Why Go for 15 Years?

What many homeowners forget to factor in is that a 15-year mortgage may cost more now, but it will save you major cash in interest payments down the road.

One of the biggest benefits of going for a 15-year loan is the potential savings. With a shorter loan, you pay less interest over time. You’ll pay for only 15 years as opposed to 30 years.

Interest rates between types of loans can vary too. On average, 15-year loans have slightly lower interest rates, so not only are you paying less in interest upfront, but you’ll save plenty of cash once you finish off your mortgage.

While you may have to adjust your budget to be able to comfortably afford your more expensive mortgage, you will save a lot of money over those 15 years. With the money you save, you can put towards retirement or even a second vacation home.

Why Go for 30 Years?

So by now it’s easy to see why some people go for 15-year loans, but what if that extra money just isn’t doable? How do you save money with a 30-year loan?

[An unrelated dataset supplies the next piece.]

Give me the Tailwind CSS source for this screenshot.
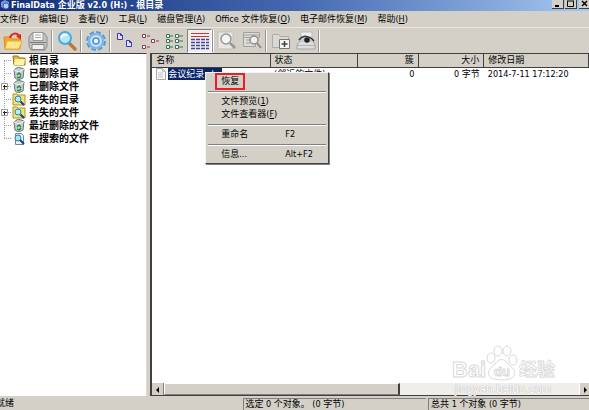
<!DOCTYPE html>
<html lang="zh-CN">
<head>
<meta charset="utf-8">
<title>FinalData 企业版</title>
<script src="https://cdn.jsdelivr.net/npm/@tailwindcss/browser@4"></script>
</head>
<body class="h-screen overflow-hidden bg-[#d4d0c8] text-black font-['DejaVu_Sans_Condensed','Noto_Sans_CJK_SC',sans-serif] text-[9px] leading-[13px] whitespace-nowrap">
<svg class="hidden">
  <symbol id="bin" viewBox="0 0 14 13"><path d="M2 3 6 0l6 2-1 9-5 2-3-2z" fill="#c3cccb" stroke="#6b7575"/><path d="M2 3l5 2 5-3" fill="none" stroke="#f4f6f6"/><path d="M5 8l2-2 2 2M9 9l-2 2-2-1" fill="none" stroke="#138a3c" stroke-width="1.3"/></symbol>
  <symbol id="find" viewBox="0 0 14 13"><path d="M1 1h4l1 1h7v10H1z" fill="#f7e468" stroke="#a8942a"/><circle cx="6" cy="6" r="3" fill="#b4ecfa" stroke="#2484b8"/><path d="M8.500 8.500 12 12" stroke="#123f94" stroke-width="2"/></symbol>
  <symbol id="loupe" viewBox="0 0 22 22"><path d="M2 2h15v17H2z" fill="#e9e7e3" stroke="#c2bfb9"/><circle cx="10" cy="9" r="5" fill="#f5f5f5" stroke="#989692" stroke-width="1.500"/><path d="M14 13l5 5" stroke="#989692" stroke-width="2.500"/></symbol>
</svg>
<div class="flex h-full flex-col">
  <header class="flex h-[11px] shrink-0 items-center bg-linear-to-r from-[#122f78] via-[#4468b0] to-[#a6c8f0] text-white">
    <svg class="h-[11px] w-[11px]" viewBox="0 0 11 11"><path d="M1 2l4-2 4 2v5L5 9 1 7z" fill="#7897dd"/><circle cx="6" cy="6" r="3" fill="#b7cdf5" stroke="#385caf"/></svg>
    <h1 class="grow leading-[11px] font-bold">FinalData 企业版 v2.0 (H:) - 根目录</h1>
    <div class="flex gap-px self-start">
      <button aria-label="最小化" class="h-[9px] w-3 border-r border-b border-[#404040] bg-[#d4d0c8]"><svg class="h-2 w-[11px]" viewBox="0 0 11 8"><path d="M3 6h4" stroke="#000" stroke-width="2"/></svg></button>
      <button aria-label="还原" class="h-[9px] w-3 border-r border-b border-[#404040] bg-[#d4d0c8]"><svg class="h-2 w-[11px]" viewBox="0 0 11 8"><path d="M2.500 1v5.500h6V1M2 1h7" fill="none" stroke="#000"/></svg></button>
      <button aria-label="关闭" class="ml-px h-[9px] w-[10px] border-b border-[#404040] bg-[#d4d0c8]"><svg class="h-2 w-[10px]" viewBox="0 0 10 8"><path d="M3 1l5 5M8 1 3 6" stroke="#000" stroke-width="1.500"/></svg></button>
    </div>
  </header>
  <nav class="flex h-4 shrink-0 items-center gap-[10px]">
    <button>文件(<u>F</u>)</button><button>编辑(<u>E</u>)</button><button>查看(<u>V</u>)</button><button>工具(<u>L</u>)</button><button>磁盘管理(<u>A</u>)</button><button>Office 文件恢复(<u>O</u>)</button><button>电子邮件恢复(<u>M</u>)</button><button>帮助(<u>H</u>)</button>
  </nav>
  <div class="flex h-[26px] shrink-0 items-center border-t border-[#e9e7e2] [&>button]:flex [&>button]:h-6 [&>button]:w-[25px] [&>button]:items-center [&>button]:justify-center [&_svg]:size-[22px]">
    <button aria-label="打开"><svg viewBox="0 0 22 22"><path d="M2 7h6l2 2h8v10H3z" fill="#f4a62a" stroke="#dc8c22"/><path d="M5 11h15l-3 8H3z" fill="#ffe58a" stroke="#e8a83a"/><path d="M8 8c1-5 7-6 9-2" fill="none" stroke="#dc2b13" stroke-width="2"/><path d="M14 6l5-2 0 6z" fill="#dc2b13"/></svg></button>
    <button aria-label="保存"><svg viewBox="0 0 22 22"><path d="M2 7l3-4h12l3 4v9l-2 4H4l-2-4z" fill="#c4c3c1" stroke="#8b8a88"/><path d="M6 2.500h10v8H6z" fill="#fafafa" stroke="#999"/><path d="M5 14.500h12v5H5z" fill="#f0f0f0" stroke="#888"/><path d="M8 5h6M8 7.500h6" stroke="#aaa"/><path d="M3 12.500h16" stroke="#7c7b79"/></svg></button>
    <div class="mx-px h-[22px] w-0.5 border-l border-[#96938c] bg-white"></div>
    <button aria-label="查找"><svg viewBox="0 0 22 22"><path d="M13 13l6 6" stroke="#b87a3c" stroke-width="3.500" stroke-linecap="round"/><circle cx="9" cy="8" r="6" fill="#b4e8fb" stroke="#4ba9e2" stroke-width="2"/><path d="M5 8c1-3 3-4 6-3" stroke="#fff" stroke-width="2" fill="none"/></svg></button>
    <div class="mx-px h-[22px] w-0.5 border-l border-[#96938c] bg-white"></div>
    <button aria-label="设置"><svg viewBox="0 0 22 22"><circle cx="11" cy="11" r="9" fill="none" stroke="#5797d8" stroke-width="2" stroke-dasharray="4.700 2.370"/><circle cx="11" cy="11" r="7" fill="#c4e2fa" stroke="#79b2e8" stroke-width="2"/><circle cx="11" cy="11" r="3" fill="#f0f8fd" stroke="#4b8fd4" stroke-width="1.500"/></svg></button>
    <div class="mx-px h-[22px] w-0.5 border-l border-[#96938c] bg-white"></div>
    <button aria-label="大图标"><svg viewBox="0 0 22 22" fill="#e5e5ff" stroke="#3434c4"><path d="M3.500 3.500h3l2 2v4h-5zM6.500 3.500v2h2M12.500 10.500h3l2 2v4h-5zM15.500 10.500v2h2"/></svg></button>
    <button aria-label="小图标"><svg viewBox="0 0 22 22" fill="#fff" stroke="#963263"><path d="M3.500 4.500h3v3h-3zM12.500 9.500h3v3h-3zM3.500 15.500h3v3h-3zM8 6h3M17 11h3M8 17h3"/></svg></button>
    <button aria-label="列表"><svg viewBox="0 0 22 22" fill="#fff" stroke="#317655"><path d="M2.500 4.500h3v3h-3zM11.500 4.500h3v3h-3zM2.500 9.500h3v3h-3zM11.500 9.500h3v3h-3zM2.500 15.500h3v3h-3zM11.500 15.500h3v3h-3zM6 6h3M15 6h4M6 11h3M15 11h4M6 17h3M15 17h4"/></svg></button>
    <button aria-label="详细资料" class="border border-[#85837e] border-r-white border-b-white bg-[#efeeeb]"><svg viewBox="0 0 22 22"><path d="M2 3.500h18M2 6.500h18" stroke="#c33939"/><path d="M2 9.500h18M2 12.500h18M2 15.500h18M2 18.500h18" stroke="#4343a1" stroke-width="1.500" stroke-dasharray="4 1"/></svg></button>
    <div class="h-[22px] w-0.5 border-l border-[#96938c] bg-white"></div>
    <button aria-label="预览"><svg><use href="#loupe"/></svg></button>
    <button aria-label="查看器"><svg viewBox="0 0 22 22"><path d="M2.500 2.500h16v5h-16zM2.500 7.500h12v9h-12z" fill="#dedcd7" stroke="#a3a19c"/><path d="M3 5h15M5 10h4M5 13h4" stroke="#a3a19c"/><circle cx="13" cy="10" r="4" fill="#efefef" stroke="#8f8d89" stroke-width="1.500"/><path d="M16 13l4 5" stroke="#8f8d89" stroke-width="2"/></svg></button>
    <div class="mx-px h-[22px] w-0.5 border-l border-[#96938c] bg-white"></div>
    <button aria-label="新建"><svg viewBox="0 0 22 22"><path d="M2.500 4.500h6l2 2h8v11h-16z" fill="#d9d8d5" stroke="#aeaca8"/><path d="M9.500 9.500h10v9h-10z" fill="#f4f4f4" stroke="#777"/><path d="M14.500 11v6M11.500 14h6" stroke="#444" stroke-width="1.500"/></svg></button>
    <button aria-label="查看"><svg viewBox="0 0 22 22"><path d="M6 2h11v9H6z" fill="#f0f0f0" stroke="#bbb"/><path d="M5 11h13l2 4v4H2v-4z" fill="#dedede" stroke="#a4a4a4"/><path d="M2 15.500h18" stroke="#b4b4b4"/><path d="M4 10c4-5 10-5 15 0-5 3-10 3-15 0z" fill="#ccc"/><path d="M4 10c4-5 10-5 15 1" fill="none" stroke="#333" stroke-width="1.500"/><circle cx="12" cy="10" r="2.800" fill="#222"/></svg></button>
    <div class="h-[22px] w-0.5 border-l border-[#96938c] bg-white"></div>
  </div>
  <main class="flex min-h-0 grow gap-[3px]">
    <aside class="w-1/4 shrink-0 border-t border-r border-t-[#404040] border-r-[#dedbd5] bg-white text-[10px] font-bold">
      <ul class="relative [&>li]:flex [&>li]:h-[13px] [&>li]:items-center [&>li]:gap-[3px] [&>li]:pl-3 [&_svg]:h-[13px] [&_svg]:w-[14px]">
        <li><svg viewBox="0 0 14 13"><path d="M1 2h5l1 2h6v7H2z" fill="#e7bd32" stroke="#8b711e"/><path d="M3 5h10l-1 6H2z" fill="#fff2a0"/></svg>根目录</li>
        <li><svg><use href="#bin"/></svg>已删除目录</li>
        <li><svg><use href="#bin"/></svg>已删除文件</li>
        <li><svg><use href="#find"/></svg>丢失的目录</li>
        <li><svg><use href="#find"/></svg>丢失的文件</li>
        <li><svg><use href="#bin"/></svg>最近删除的文件</li>
        <li><svg viewBox="0 0 14 13"><path d="M3.500 1.500h6l2 2v9h-8z" fill="#eef5fa" stroke="#6c8796"/><circle cx="6" cy="6" r="3" fill="#a7e3f6" stroke="#2484b8"/><path d="M8 8l4 4" stroke="#123f94" stroke-width="2"/></svg>已搜索的文件</li>
        <svg class="absolute top-0 left-0 h-[92px]! w-3!" viewBox="0 0 12 92"><path d="M4.500 7v78M4 6.500h8M4 19.500h8M4 32.500h8M4 45.500h8M4 58.500h8M4 71.500h8M4 84.500h8" stroke="#999" stroke-dasharray="1 1"/><path d="M1.500 29.500h6v6h-6zM1.500 55.500h6v6h-6z" fill="#fff" stroke="#999"/><path d="M3 32.500h4M4.500 31v4M3 58.500h4M4.500 57v4" stroke="#222"/></svg>
      </ul>
    </aside>
    <section class="relative flex min-w-0 grow flex-col border-t border-b border-l-2 border-[#404040] bg-white">
      <table class="w-full table-fixed border-collapse text-left">
        <colgroup><col class="w-[27%]"><col class="w-[20%]"><col class="w-[14%]"><col class="w-[15%]"><col></colgroup>
        <thead><tr class="bg-[#d4d0c8] [&>th]:h-[13px] [&>th]:border-r [&>th]:border-b [&>th]:border-[#404040] [&>th]:px-1 [&>th]:py-0 [&>th]:font-normal [&>th]:leading-3"><th>名称</th><th>状态</th><th class="text-right">簇</th><th class="text-right">大小</th><th>修改日期</th></tr></thead>
        <tbody><tr class="[&>td]:h-[13px] [&>td]:px-1 [&>td]:py-0 [&>td]:leading-3"><td><div class="flex items-center gap-px"><svg class="h-3 w-[11px]" viewBox="0 0 11 12"><path d="M.5.5h6l3 3v8h-9z" fill="#f8f8f8" stroke="#aaa"/><path d="M6.500.5v3h3M2 5h5M2 7h5M2 9h5" fill="none" stroke="#c4c4c4"/></svg><span class="h-3 bg-[#0a246a] pr-1 text-white">会议纪录.xls</span></div></td><td>(邻近的文件)</td><td class="text-right">0</td><td class="text-right">0 字节</td><td>2014-7-11 17:12:20</td></tr></tbody>
      </table>
      <div class="mt-auto flex h-3 bg-[#efeeeb]">
        <button aria-label="向左" class="w-3 border-r border-[#808080] bg-[#d4d0c8]"><svg class="size-[11px]" viewBox="0 0 11 11"><path d="M7 3v6L4 6z"/></svg></button>
        <div class="w-[54%] border-t border-l border-r-2 border-b border-white border-r-[#404040] border-b-[#808080] bg-[#d4d0c8]"></div>
        <button aria-label="向右" class="ml-auto w-[10px] border-l border-white bg-[#d4d0c8]"><svg class="size-[11px]" viewBox="0 0 11 11"><path d="M4 3v6l3-3z"/></svg></button>
      </div>
      <div class="pointer-events-none absolute right-[34px] bottom-0 w-[104px]">
        <svg class="h-[38px] w-full overflow-visible" viewBox="0 0 104 38" fill="#fff" stroke="#d9d9d9" font-family="Liberation Sans, Noto Sans CJK SC, sans-serif"><text x="1" y="32" font-size="22" font-weight="bold">Bai</text><path d="M40 33c-6-5 0-11 4-14 4-6 9-6 13 0 5 4 10 9 4 14-6 3-15 2-21 0z"/><ellipse cx="40" cy="13" rx="4" ry="5"/><ellipse cx="47" cy="6" rx="4" ry="5"/><ellipse cx="56" cy="6" rx="4" ry="5"/><ellipse cx="62" cy="15" rx="4" ry="5"/><text x="43" y="31" font-size="13" font-weight="bold">du</text><text x="68" y="31" font-size="18" font-weight="bold" stroke-width=".8">经验</text></svg>
        <div class="text-center font-['Liberation_Sans',sans-serif] text-[12px] leading-3 text-white [text-shadow:0_0_1px_#888]">jingyan.baidu.com</div>
      </div>
      <div role="menu" class="absolute top-[18px] left-[53px] w-[124px] border border-[#f5f4f1] border-r-[#404040] border-b-[#404040] bg-[#d4d0c8] pt-0.5 pb-0.5 shadow-[1px_1px_0_#808080] [&>button]:flex [&>button]:h-[13px] [&>button]:w-full [&>button]:items-center [&>button]:pl-[15px] [&>hr]:mx-0.5 [&>hr]:my-[3px] [&>hr]:border-t-[#808080] [&>hr]:shadow-[0_1px_0_#fff]">
        <button role="menuitem"><span class="-m-1.5 border-2 border-[#ee1c24] px-1">恢复</span></button>
        <hr>
        <button role="menuitem">文件预览(<u>1</u>)</button>
        <button role="menuitem">文件查看器(<u>F</u>)</button>
        <hr>
        <button role="menuitem"><span class="w-16 text-left">重命名</span>F2</button>
        <hr>
        <button role="menuitem"><span class="w-16 text-left">信息...</span>Alt+F2</button>
      </div>
    </section>
  </main>
  <footer class="mt-0.5 flex h-3 shrink-0 gap-0.5 leading-[11px]">
    <div class="w-[41%] -indent-1">就绪</div>
    <div class="w-[31%] border-t border-l border-[#808080] pl-px">选定 0 个对象。 (0 字节)</div>
    <div class="grow border-t border-l border-[#808080] pl-0.5">总共 1 个对象 (0 字节)</div>
  </footer>
</div>
</body>
</html>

Many people try to pay off their mortgages as quickly as possible. When they have a little extra money, they put it towards their mortgage, sometimes paying off the loan in 25, 20 or even 15 years. By going with the longer loan, you’re protecting yourself against any financial problems in the future, but you’re always free to go back and pay off the loan early.

Whatever you decide, talk with your mortgage lender to decide what will work best for you. You have options so be sure to take the time to research and talk them out.